August of this year I decided to leave my marriage of six years, a relationship that had been defined by domestic abuse. I finally decided that it was time to ensure that my children and I remained safe.
I was anxious and fearful about going to the courthouse and having to figure out the paperwork on my own, but I left my home with my children and filed for a temporary restraining order to protect us from any future harm.
Two weeks after I filed the TRO, I went back to court for the “order to show cause” hearing. At the hearing, the judge granted a three-year order for protection against my abuser. I finally felt some relief, but I also remember feeling nervous about what may lie ahead of us: how would I find us a safe place to live, a safe place to call home.
Days passed without much change, until one day in October when my abuser boarded the same bus as me as I left the courthouse, where I had spent the morning filing paperwork.
I came to the horrifying realization that he had been watching and following me as I headed to my child’s school for a parent-teacher meeting. It was that day in October when he had the vice principal end the meeting and ask me to step into another room, where police officers served me with his TRO accusing me of abusing my children.
Based on his false allegations, my greatest fear came to be — and my children were taken away from me.

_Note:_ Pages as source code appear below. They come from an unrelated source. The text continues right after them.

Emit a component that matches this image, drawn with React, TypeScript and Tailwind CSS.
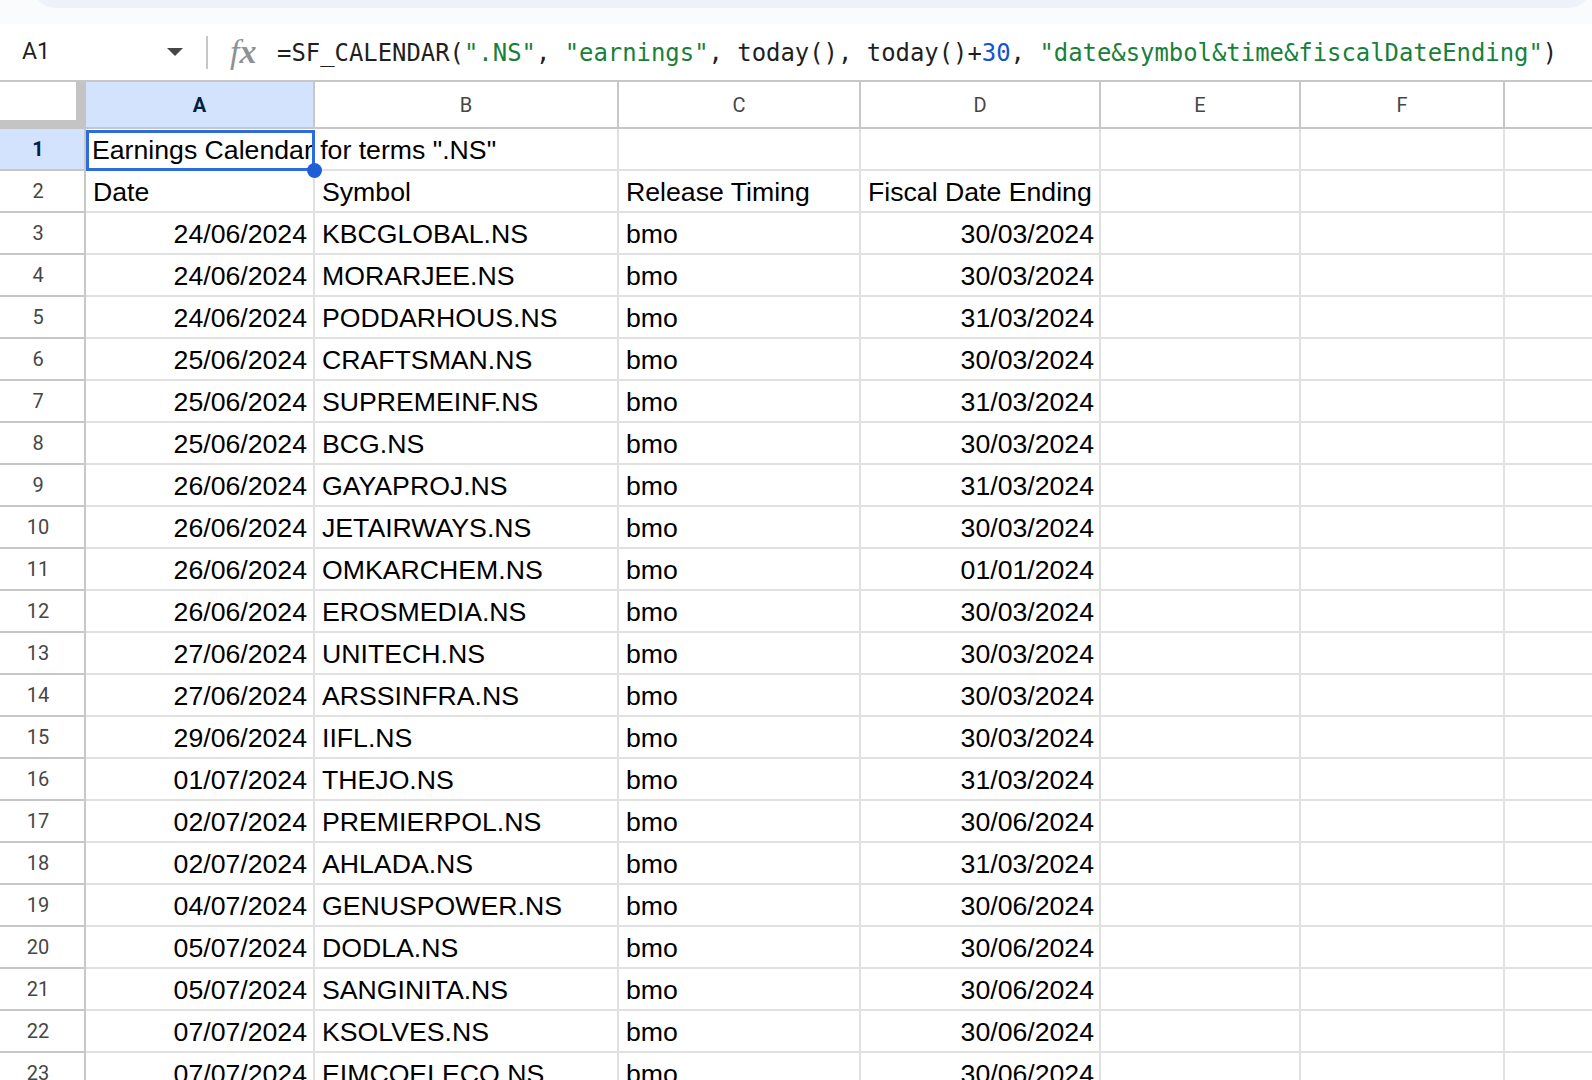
import React from "react";

const cols = [
  { key: "A", w: "w-[229px]" },
  { key: "B", w: "w-[304px]" },
  { key: "C", w: "w-[242px]" },
  { key: "D", w: "w-[240px]" },
  { key: "E", w: "w-[200px]" },
  { key: "F", w: "w-[204px]" },
];

const data: [string, string, string, string][] = [
  ["24/06/2024", "KBCGLOBAL.NS", "bmo", "30/03/2024"],
  ["24/06/2024", "MORARJEE.NS", "bmo", "30/03/2024"],
  ["24/06/2024", "PODDARHOUS.NS", "bmo", "31/03/2024"],
  ["25/06/2024", "CRAFTSMAN.NS", "bmo", "30/03/2024"],
  ["25/06/2024", "SUPREMEINF.NS", "bmo", "31/03/2024"],
  ["25/06/2024", "BCG.NS", "bmo", "30/03/2024"],
  ["26/06/2024", "GAYAPROJ.NS", "bmo", "31/03/2024"],
  ["26/06/2024", "JETAIRWAYS.NS", "bmo", "30/03/2024"],
  ["26/06/2024", "OMKARCHEM.NS", "bmo", "01/01/2024"],
  ["26/06/2024", "EROSMEDIA.NS", "bmo", "30/03/2024"],
  ["27/06/2024", "UNITECH.NS", "bmo", "30/03/2024"],
  ["27/06/2024", "ARSSINFRA.NS", "bmo", "30/03/2024"],
  ["29/06/2024", "IIFL.NS", "bmo", "30/03/2024"],
  ["01/07/2024", "THEJO.NS", "bmo", "31/03/2024"],
  ["02/07/2024", "PREMIERPOL.NS", "bmo", "30/06/2024"],
  ["02/07/2024", "AHLADA.NS", "bmo", "31/03/2024"],
  ["04/07/2024", "GENUSPOWER.NS", "bmo", "30/06/2024"],
  ["05/07/2024", "DODLA.NS", "bmo", "30/06/2024"],
  ["05/07/2024", "SANGINITA.NS", "bmo", "30/06/2024"],
  ["07/07/2024", "KSOLVES.NS", "bmo", "30/06/2024"],
  ["07/07/2024", "EIMCOELECO.NS", "bmo", "30/06/2024"],
];

const cellBase =
  "h-full shrink-0 border-r-2 border-b-2 border-[#e1e1e1] flex items-center px-[7px] pt-[2px] whitespace-nowrap overflow-hidden";

function RowHeader({ n, selected }: { n: number; selected?: boolean }) {
  return (
    <div
      className={
        "w-[86px] h-full shrink-0 border-r-2 border-b-2 border-[#c7c7c7] flex items-center justify-center pr-[8px] text-[20px] " +
        (selected ? "bg-[#d3e3fd] text-[#041e49] font-bold" : "text-[#444746]")
      }
      style={{ fontFamily: "Roboto, Arial, sans-serif" }}
    >
      {n}
    </div>
  );
}

function EmptyCells() {
  return (
    <>
      <div className={cellBase + " w-[200px]"} />
      <div className={cellBase + " w-[204px]"} />
      <div className="h-full flex-1 border-b-2 border-[#e1e1e1]" />
    </>
  );
}

export default function App() {
  return (
    <div
      className="w-[1592px] h-[1080px] overflow-hidden bg-white text-black"
      style={{ fontFamily: '"Liberation Sans", Arial, sans-serif' }}
    >
      {/* top strip */}
      <div className="h-[24px] bg-[#f9fbfd] overflow-hidden">
        <div className="ml-[32px] -mt-[40px] h-[48px] rounded-[24px] bg-[#edf2fa]" />
      </div>

      {/* formula bar */}
      <div className="h-[58px] flex items-center border-b-2 border-[#c7c7c7] bg-white">
        <div className="w-[206px] flex items-center justify-between pl-[22px] pr-[23px]">
          <span
            className="text-[23px] text-[#1f1f1f]"
            style={{ fontFamily: "Roboto, Arial, sans-serif" }}
          >
            A1
          </span>
          <svg width="16" height="8" viewBox="0 0 16 8">
            <path d="M0 0 L16 0 L8 8 Z" fill="#444746" />
          </svg>
        </div>
        <div className="w-[2px] h-[33px] bg-[#c7c7c7]" />
        <span
          className="ml-[22px] w-[34px] text-[34px] italic text-[#8e9194] leading-none"
          style={{ fontFamily: '"Liberation Serif", "DejaVu Serif", serif' }}
        >
          f<span className="font-bold">x</span>
        </span>
        <div
          className="ml-[13px] mt-[3px] text-[23.9px] text-[#1f1f1f] whitespace-pre"
          style={{ fontFamily: '"DejaVu Sans Mono", "Liberation Mono", monospace' }}
        >
          =SF_CALENDAR(<span className="text-[#188038]">".NS"</span>,{" "}
          <span className="text-[#188038]">"earnings"</span>, today(), today()+
          <span className="text-[#1155cc]">30</span>,{" "}
          <span className="text-[#188038]">"date&amp;symbol&amp;time&amp;fiscalDateEnding"</span>)
        </div>
      </div>

      {/* column header row */}
      <div
        className="flex h-[47px]"
        style={{ fontFamily: "Roboto, Arial, sans-serif" }}
      >
        <div className="w-[86px] h-full shrink-0 bg-[#c4c4c4]">
          <div className="w-[76px] h-[38px] bg-white" />
        </div>
        {cols.map((c) => (
          <div
            key={c.key}
            className={
              c.w +
              " h-full shrink-0 border-r-2 border-b-2 border-[#c7c7c7] flex items-center justify-center text-[20px] " +
              (c.key === "A"
                ? "bg-[#d3e3fd] text-[#041e49] font-bold"
                : "text-[#444746]")
            }
          >
            {c.key}
          </div>
        ))}
        <div className="h-full flex-1 border-b-2 border-[#c7c7c7]" />
      </div>

      {/* row 1 */}
      <div className="flex h-[42px] text-[26.67px]">
        <RowHeader n={1} selected />
        <div className="relative w-[229px] h-full shrink-0 border-b-2 border-[#e1e1e1] flex items-center px-[6px] pt-[2px] whitespace-nowrap">
          <span className="relative z-10">Earnings Calendar for terms ".NS"</span>
          <div className="absolute left-0 top-[1px] w-[229px] h-[41px] border-[3px] border-[#2b6ce0] z-20" />
          <div className="absolute left-[221px] top-[34px] w-[15px] h-[15px] rounded-full bg-[#1f5fd6] z-30" />
        </div>
        <div className={cellBase + " w-[304px]"} />
        <div className={cellBase + " w-[242px]"} />
        <div className={cellBase + " w-[240px]"} />
        <EmptyCells />
      </div>

      {/* row 2 */}
      <div className="flex h-[42px] text-[26.67px]">
        <RowHeader n={2} />
        <div className={cellBase + " w-[229px]"}>Date</div>
        <div className={cellBase + " w-[304px]"}>Symbol</div>
        <div className={cellBase + " w-[242px]"}>Release Timing</div>
        <div className={cellBase + " w-[240px]"}>Fiscal Date Ending</div>
        <EmptyCells />
      </div>

      {data.map((r, i) => (
        <div key={i} className="flex h-[42px] text-[26.67px]">
          <RowHeader n={i + 3} />
          <div className={cellBase + " w-[229px] justify-end pr-[6px]"}>{r[0]}</div>
          <div className={cellBase + " w-[304px]"}>{r[1]}</div>
          <div className={cellBase + " w-[242px]"}>{r[2]}</div>
          <div className={cellBase + " w-[240px] justify-end pr-[5px]"}>{r[3]}</div>
          <EmptyCells />
        </div>
      ))}
    </div>
  );
}
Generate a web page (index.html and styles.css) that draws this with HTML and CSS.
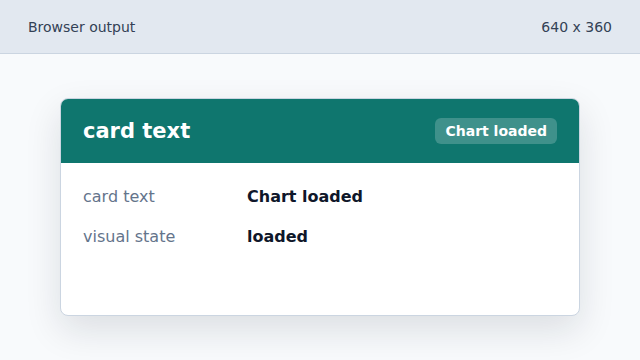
FILE: index.html
```html
<!DOCTYPE html>
<html lang="en">
<head>
    <meta charset="UTF-8">
    <title>Browser output</title>
    <link rel="stylesheet" href="styles.css">
</head>
<body>
<div class="topbar">
    <span>Browser output</span>
    <span>640 x 360</span>
</div>
<div class="stage">
    <div class="card">
        <div class="card-head">
            <h1 class="card-title">card text</h1>
            <span class="badge">Chart loaded</span>
        </div>
        <div class="card-body">
            <div class="row">
                <span class="label">card text</span>
                <span class="value">Chart loaded</span>
            </div>
            <div class="row">
                <span class="label">visual state</span>
                <span class="value">loaded</span>
            </div>
        </div>
    </div>
</div>
</body>
</html>
```

FILE: styles.css
```css
html, body {
    height: 100%;
}
body {
    margin: 0;
    background: #f8fafc;
    font-family: 'DejaVu Sans', sans-serif;
}
.topbar {
    height: 53px;
    display: flex;
    justify-content: space-between;
    align-items: center;
    padding: 0 28px;
    background: #e2e8f0;
    border-bottom: 1px solid #cbd5e1;
    font-size: 14px;
    color: #334155;
}
.stage {
    padding-top: 44px;
    display: flex;
    justify-content: center;
}
.card {
    width: 518px;
    height: 216px;
    background: #ffffff;
    border: 1px solid #cbd5e1;
    border-radius: 8px;
    overflow: hidden;
    box-shadow: 0 14px 36px rgba(15, 23, 42, 0.12);
}
.card-head {
    height: 64px;
    display: flex;
    justify-content: space-between;
    align-items: center;
    padding: 0 22px;
    background: #0f766e;
    color: #ffffff;
}
.card-title {
    margin: 0;
    font-size: 21px;
    font-weight: bold;
}
.badge {
    padding: 5px 10px;
    border-radius: 6px;
    background: rgba(255, 255, 255, 0.2);
    font-size: 14px;
    font-weight: bold;
}
.card-body {
    padding: 22px;
    display: flex;
    flex-direction: column;
    gap: 16px;
}
.row {
    display: grid;
    grid-template-columns: 164px 1fr;
    line-height: 24px;
    font-size: 16px;
}
.label {
    color: #64748b;
}
.value {
    color: #0f172a;
    font-weight: bold;
}
```
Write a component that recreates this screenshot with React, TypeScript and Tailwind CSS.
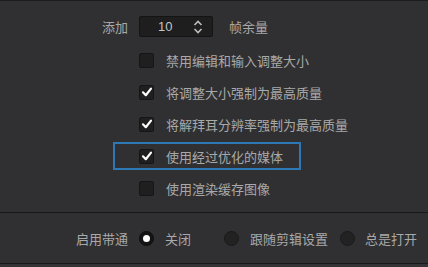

Eventually, with much support from the Domestic Violence Action Center, these allegations were dismissed and the children were returned to me a month later, but the horrible feelings I experienced that day continue to remain with me.
I often think about that day in October and how he must’ve followed me, stalked me and found me in a short 3.5-hour window. I think about how easy it was for him to do that, and how easy it would have been for him to physically harm me if he wanted to. He did cause me great emotional harm and to this day, that date brings about a great sense of fear.
I feel deflated and afraid when I walk outside, watching the cars come and go, wondering if he’s still watching me.
I remember the person I used to be: a person who loved being outdoors, something that has been taken away from me by this fear.
When I pick up my son at his school or when I see a police officer in uniform, the fear is still there, as my mind and body is brought back to that day my abuser took my kids from me by manipulating systems designed to protect me and them.
In the past, I did not really consider stalking as an issue to warrant much thought, but now with my own experience, stalking has become a snake that wraps and constricts my every movement. One day, I would like to break free from this hold.